While spark integrates with Hadoop’s storage and processing, it is designed with its own cluster algorithms. This means that it can operate as part of the Hadoop ecosystem alongside MapReduce and HDFS components or independently depending on project requirements. However, both Hadoop and Spark are open-source Apache tools developed for big data analytics and can be implemented together with Hadoop performing big data analytics and Spark performing ETL and SQL batch tasks on large data sets.

Still, Hadoop and Spark are different in many ways.

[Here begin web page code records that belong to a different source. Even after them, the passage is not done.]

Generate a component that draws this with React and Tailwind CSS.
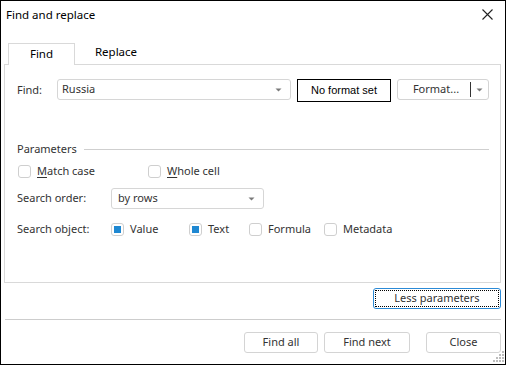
const font = "font-['Noto_Sans','Open_Sans',sans-serif]";

function Arrow() {
  return (
    <svg width="7" height="4" viewBox="0 0 7 4" className="shrink-0">
      <path d="M0.5 0.5 L6.5 0.5 L3.5 3.5 Z" fill="#7a7a7a" />
    </svg>
  );
}

function Combo({ value, className = '' }) {
  return (
    <div
      className={`flex items-center justify-between rounded-[3px] border border-[#d6d6d6] bg-white pl-[4px] pr-[8px] text-[11px] text-[#333] ${className}`}
    >
      <span>{value}</span>
      <Arrow />
    </div>
  );
}

function Check({ checked, label, underline, className = '' }) {
  return (
    <div className={`flex items-center ${className}`}>
      <div className="flex h-[13px] w-[13px] shrink-0 items-center justify-center rounded-[3px] border border-[#cfcfcf] bg-white">
        {checked && <div className="h-[7px] w-[7px] bg-[#1f88d2]" />}
      </div>
      <span className="ml-[6px] text-[11px] text-[#333]">
        {underline ? (
          <>
            <span className="underline underline-offset-2">{label[0]}</span>
            {label.slice(1)}
          </>
        ) : (
          label
        )}
      </span>
    </div>
  );
}

function Button({ children, className = '' }) {
  return (
    <div
      className={`flex h-[21px] items-center justify-center rounded-[3px] border border-[#d4d4d4] bg-white text-[11px] text-[#333] ${className}`}
    >
      {children}
    </div>
  );
}

function Grip() {
  const dots = [
    [10, 0],
    [7, 3], [10, 3],
    [4, 6], [7, 6], [10, 6],
    [1, 9], [4, 9], [7, 9], [10, 9],
  ];
  return (
    <svg width="12" height="12" viewBox="0 0 12 12">
      {dots.map(([x, y], i) => (
        <rect key={i} x={x} y={y} width="2" height="2" fill="#bdbdbd" />
      ))}
    </svg>
  );
}

export default function App() {
  return (
    <div className={`relative flex h-[365px] w-[506px] flex-col border border-black bg-white ${font}`}>
      {/* title */}
      <div className="flex h-[27px] items-center justify-between pl-[5px] pr-[12px]">
        <span className="text-[11.5px] text-black">Find and replace</span>
        <svg width="11" height="11" viewBox="0 0 11 11">
          <path d="M0.5 0.5 L10.5 10.5 M10.5 0.5 L0.5 10.5" stroke="#222" strokeWidth="1.1" />
        </svg>
      </div>

      {/* tabs */}
      <div className="mt-[14px] flex h-[22px] items-end pl-[7px]">
        <div className="relative z-10 -mb-px flex h-[22px] w-[67px] items-center justify-center border border-b-0 border-[#d9d9d9] bg-white pb-[2px] text-[11.5px] text-black">
          Find
        </div>
        <div className="flex h-[22px] w-[82px] items-center justify-center pb-[2px] text-[11.5px] text-black">
          Replace
        </div>
      </div>

      {/* panel */}
      <div className="ml-[3px] mr-[4px] flex h-[219px] flex-col border border-[#d9d9d9] pl-[12px] pr-[11px] pt-[14px]">
        <div className="flex items-start">
          <span className="w-[40px] pt-[3px] text-[11px] text-[#333]">Find:</span>
          <Combo value="Russia" className="h-[21px] w-[234px]" />
          <div className="ml-[6px] flex h-[23px] w-[94px] items-center justify-center border border-black font-['Liberation_Sans',sans-serif] text-[11px] text-black">
            No format set
          </div>
          <div className="ml-[6px] flex h-[21px] w-[92px] items-center rounded-[3px] border border-[#d4d4d4] bg-white text-[11px] text-[#333]">
            <span className="flex-1 pl-[4px] text-center">Format...</span>
            <div className="h-[15px] w-px bg-[#333]" />
            <div className="flex w-[17px] justify-center">
              <Arrow />
            </div>
          </div>
        </div>

        <div className="mt-[39px] flex h-[16px] items-center">
          <span className="text-[11px] text-[#333]">Parameters</span>
          <div className="ml-[7px] h-px flex-1 bg-[#cfcfcf]" />
        </div>

        <div className="mt-[6px] flex h-[16px] items-center pl-[1px]">
          <Check label="Match case" underline className="w-[130px]" />
          <Check label="Whole cell" underline />
        </div>

        <div className="mt-[9px] flex items-center">
          <span className="w-[94px] text-[11px] text-[#333]">Search order:</span>
          <Combo value="by rows" className="h-[21px] w-[153px] !pl-[6px]" />
        </div>

        <div className="mt-[12px] flex h-[16px] items-center">
          <span className="w-[94px] text-[11px] text-[#333]">Search object:</span>
          <Check checked label="Value" className="w-[78px]" />
          <Check checked label="Text" className="w-[60px]" />
          <Check label="Formula" className="w-[75px]" />
          <Check label="Metadata" />
        </div>
      </div>

      {/* less parameters */}
      <div className="mr-[4px] mt-[5px] flex justify-end">
        <div className="flex h-[21px] w-[128px] items-center justify-center rounded-[3px] border border-[#2b8ad6] bg-white p-px">
          <div className="flex h-full w-full items-center justify-center border border-dotted border-black text-[11px] text-[#333]">
            Less parameters
          </div>
        </div>
      </div>

      <div className="ml-[4px] mr-[4px] mt-[10px] h-px bg-[#cdcdcd]" />

      {/* bottom buttons */}
      <div className="mr-[4px] mt-[12px] flex justify-end">
        <Button className="w-[74px]">Find all</Button>
        <Button className="ml-[6px] w-[86px]">Find next</Button>
        <Button className="ml-[16px] w-[75px]">Close</Button>
      </div>

      <div className="absolute bottom-[1px] right-[1px]">
        <Grip />
      </div>
    </div>
  );
}
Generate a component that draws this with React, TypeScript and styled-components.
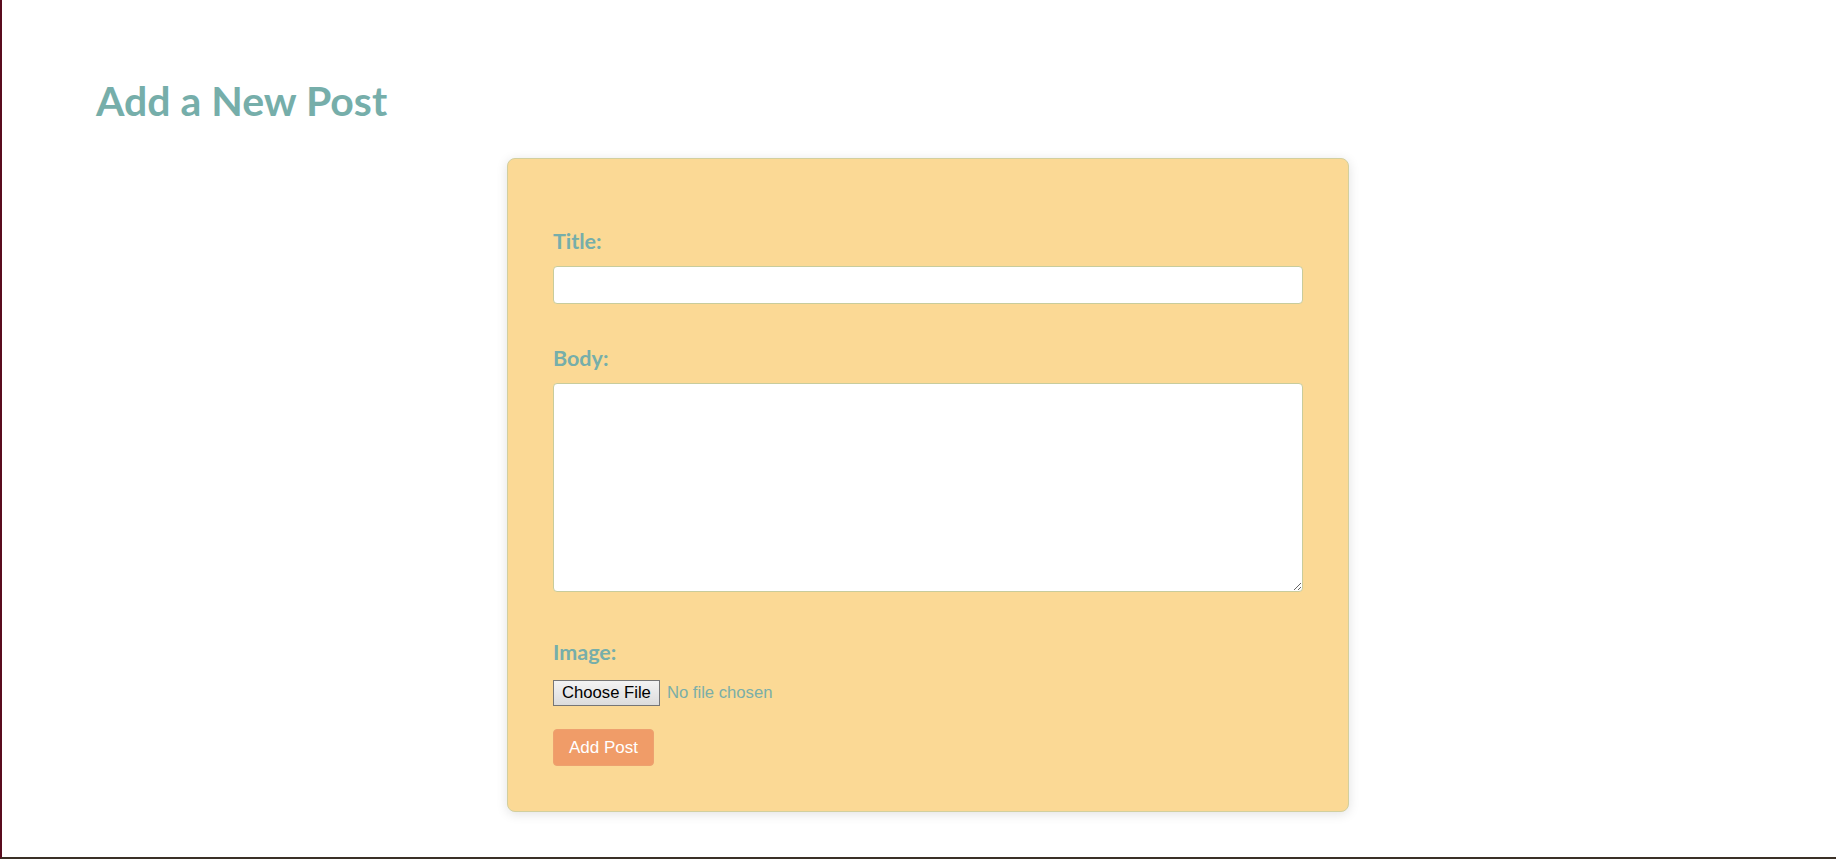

  1. Hadoop has been developed with Java language while Spark is built with Scala but supports R, Python, and Java languages.
  2. Hadoop MapReduce allows for parallel processing of large data sets by breaking it down into smaller chunks and then distributing these chunks across different data nodes for processing, a feature that enhances performance. Spark, on the other hand, allows for multiple types of computations including real-time streaming, batch processing, interactive, and graphs processing all within the same cluster.
  3. In terms of speed, Spark is faster operating 100 times faster on RAM and 10 times faster on disk memory compared to Hadoop MapReduce which reads and writes on disk hence slowing down performance. Another function of speed is Spark’s built-in ML libraries.
  4. Hadoop is more fault-tolerant compared to spark because it replicates data across data nodes within a cluster. In the event that a node is down, data can be accessed from the other nodes.
  5. Spark is a low-latency computing framework that allows interactive data processing. Hadoop MapReduce, however, is a high-latency framework and does not offer an interactive mode.

There is really no competition between Hadoop and Spark. In fact, each has unique features to complement the other’s function. Organizations are leveraging both tools to gain the most insight from big data. As a professional, it pays to be skilled in both, therefore, acquiring training in both Hadoop MapReduce and Spark will go a long way in enhancing one’s career prospects.